Les différentes interprétations et les décalages entre l’objectif du projet de loi pour une “Ecole de la confiance” continuent d’alimenter les suspicions et les doutes au sein du corps enseignant et des parents d’élèves. Malgré les tentatives d’éclaircissement de la députée LREM quant aux différents points de la loi, son auditoire n’est pas rassuré : « Nous avons conscience Mme la députée de vos bonnes intentions, toutefois, il y a une fracture. Il y a un décalage. La confiance ça se construit, ce ne se décrète pas ».

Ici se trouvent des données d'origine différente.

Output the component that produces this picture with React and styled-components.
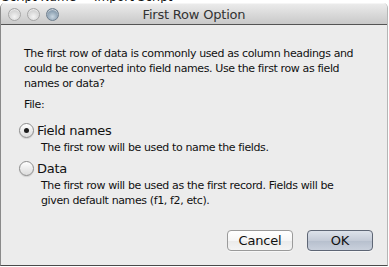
import React, { useState } from 'react';
import styled, { createGlobalStyle } from 'styled-components';

const GlobalStyle = createGlobalStyle`
  html, body {
    margin: 0;
    padding: 0;
    background: #ffffff;
  }
  body {
    font-family: "DejaVu Sans", "Liberation Sans", sans-serif;
    width: 389px;
    height: 267px;
    overflow: hidden;
  }
`;

const Backdrop = styled.div`
  width: 389px;
  height: 267px;
  display: flex;
  flex-direction: column;
`;

// sliver of the window behind, only the bottom of its text shows
const BehindStrip = styled.div`
  height: 3px;
  overflow: hidden;
  font-family: "DejaVu Sans", sans-serif;
  font-size: 12px;
  color: #111;
  white-space: nowrap;
  padding-left: 2px;
  display: flex;
  gap: 18px;
`;

const BehindText = styled.span`
  display: block;
  margin-top: -9px;
  line-height: 12px;
`;

const Window = styled.div`
  width: 386px;
  height: 262px;
  display: flex;
  flex-direction: column;
  background: #ececec;
  border-left: 1px solid #8a8a8a;
  border-bottom: 1px solid #4a4a4a;
  border-right: 1px solid #b5b5b5;
  border-radius: 5px 5px 0 0;
  overflow: hidden;
`;

const TitleBar = styled.div`
  height: 20px;
  flex: none;
  display: flex;
  align-items: center;
  position: relative;
  background: linear-gradient(#ebebeb, #d6d6d6 60%, #c9c9c9);
  border-bottom: 1px solid #545454;
  border-top: 1px solid #f5f5f5;
`;

const Lights = styled.div`
  display: flex;
  gap: 6px;
  padding-left: 7px;
`;

const Light = styled.span`
  width: 13px;
  height: 13px;
  border-radius: 50%;
  box-sizing: border-box;
  border: 1px solid ${p => (p.$active ? '#6f7f8e' : '#a6a6a6')};
  background: ${p =>
    p.$active
      ? 'radial-gradient(circle at 50% 70%, #c9d6e0 0%, #8fa3b4 55%, #5f7285 100%)'
      : 'radial-gradient(circle at 50% 70%, #f4f4f4 0%, #d8d8d8 55%, #b9b9b9 100%)'};
  box-shadow: inset 0 1px 1px rgba(255, 255, 255, 0.7);
`;

const Title = styled.div`
  position: absolute;
  left: 0;
  right: 0;
  text-align: center;
  font-size: 13px;
  letter-spacing: -0.2px;
  color: #333;
  pointer-events: none;
`;

const Body = styled.div`
  flex: 1;
  padding: 21px 14px 0 23px;
  display: flex;
  flex-direction: column;
  font-size: 11px;
  letter-spacing: -0.38px;
  color: #111;
`;

const Message = styled.p`
  margin: 0;
  line-height: 15px;
  width: 348px;
`;

const Label = styled.div`
  margin-top: 6px;
  line-height: 15px;
`;

const Options = styled.div`
  margin-top: 9px;
  display: flex;
  flex-direction: column;
  gap: 4px;
`;

const Option = styled.label`
  display: flex;
  flex-direction: column;
  cursor: default;
`;

const OptionHead = styled.div`
  display: flex;
  align-items: center;
  gap: 3px;
  margin-left: -5px;
  font-size: 13px;
  letter-spacing: -0.3px;
  line-height: 19px;
`;

const Radio = styled.span`
  width: 15px;
  height: 15px;
  box-sizing: border-box;
  border-radius: 50%;
  border: 1px solid #8c8c8c;
  background: linear-gradient(#ffffff, #ececec 50%, #dcdcdc);
  box-shadow: 0 1px 1px rgba(0, 0, 0, 0.12);
  display: flex;
  align-items: center;
  justify-content: center;

  &::after {
    content: '';
    width: 5px;
    height: 5px;
    border-radius: 50%;
    background: #1c1c1c;
    display: ${p => (p.$checked ? 'block' : 'none')};
  }
`;

const OptionText = styled.div`
  padding-left: 17px;
  line-height: 15px;
  width: 314px;
`;

const Footer = styled.div`
  margin-top: auto;
  display: flex;
  justify-content: flex-end;
  gap: 14px;
  padding-bottom: 14px;
`;

const Button = styled.button`
  width: 66px;
  height: 21px;
  border-radius: 4px;
  font-family: "DejaVu Sans", sans-serif;
  font-size: 13px;
  letter-spacing: -0.2px;
  color: #111;
  padding: 0;
  border: 1px solid ${p => (p.$primary ? '#5e6675' : '#9a9a9a')};
  background: ${p =>
    p.$primary
      ? 'linear-gradient(#dde2ea, #c4cbd7 50%, #b6bfcd 51%, #c9d0dc)'
      : 'linear-gradient(#ffffff, #f6f6f6 50%, #eaeaea 51%, #f4f4f4)'};
  box-shadow: 0 1px 0 rgba(255, 255, 255, 0.6);
`;

const options = [
  { id: 'names', label: 'Field names', text: 'The first row will be used to name the fields.' },
  {
    id: 'data',
    label: 'Data',
    text: 'The first row will be used as the first record. Fields will be given default names (f1, f2, etc).',
  },
];

const App = () => {
  const [choice, setChoice] = useState('names');

  return (
    <Backdrop>
      <GlobalStyle />
      <BehindStrip>
        <BehindText>Script Name</BehindText>
        <BehindText>Import Script</BehindText>
      </BehindStrip>
      <Window>
        <TitleBar>
          <Lights>
            <Light />
            <Light />
            <Light $active />
          </Lights>
          <Title>First Row Option</Title>
        </TitleBar>
        <Body>
          <Message>
            The first row of data is commonly used as column headings and could be converted into field names. Use the first row as field names or data?
          </Message>
          <Label>File:</Label>
          <Options>
            {options.map(o => (
              <Option key={o.id} onClick={() => setChoice(o.id)}>
                <OptionHead>
                  <Radio $checked={choice === o.id} />
                  {o.label}
                </OptionHead>
                <OptionText>{o.text}</OptionText>
              </Option>
            ))}
          </Options>
          <Footer>
            <Button>Cancel</Button>
            <Button $primary>OK</Button>
          </Footer>
        </Body>
      </Window>
    </Backdrop>
  );
};

export default App;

Des petits-déjeuners gratuits dans les écoles « pour tous les enfants ou rien » affirme Jean-Claude Gaudin
Offrir le petit-déjeuner aux écoliers des quartiers défavorisés est une mesure phare du plan pauvreté annoncé en septembre dernier par le président de la République. 100 000 enfants seront concernés. Jean-Claude Gaudin s’est exprimé à ce sujet. Selon lui, cette mesure, qui ne vise que les enfants en situation de pauvreté, devrait être mise en place « pour tous les enfants ou rien ».
Cathy Racon-Bouzon, interrogée par Gomet’ a réagi aux déclarations du maire : « Nous aimerions aussi que les petits-déjeuners soient offerts à tous les écoliers de France… dans un monde idéal, oui. Le fait est que cette mesure a vocation à permettre à des enfants issus de milieux défavorisés, dans une situation de pauvreté de ne pas passer des heures le ventre vide. Certains ont des carences, il fallait s’en occuper ».
Mardi 23 avril, Jean-Michel Blanquer, ministre de l’Education et Christelle Dubos, secrétaire d’Etat auprès de la ministre de la Santé, ont annoncé le financement de ces petits-déjeuners à hauteur de six millions d’euros pour la rentrée 2019, puis douze millions en 2020. Si la mesure ne fait pas l’unanimité auprès de certaines municipalités, c’est que celles-ci craignent que son coût s’ajoute à la cantine à un euro. Ainsi l’Association des Maires de France : « le gouvernement souhaite mettre en place une aide de deux euros pour les communes qui s’engageraient dans le dispositif de la cantine à un euro. Or le coût moyen d’un repas pour une commune est évalué entre 7,5 et 10 euros. En l’état, c’est donc un nouveau transfert de charges qui se profilerait pour les communes ».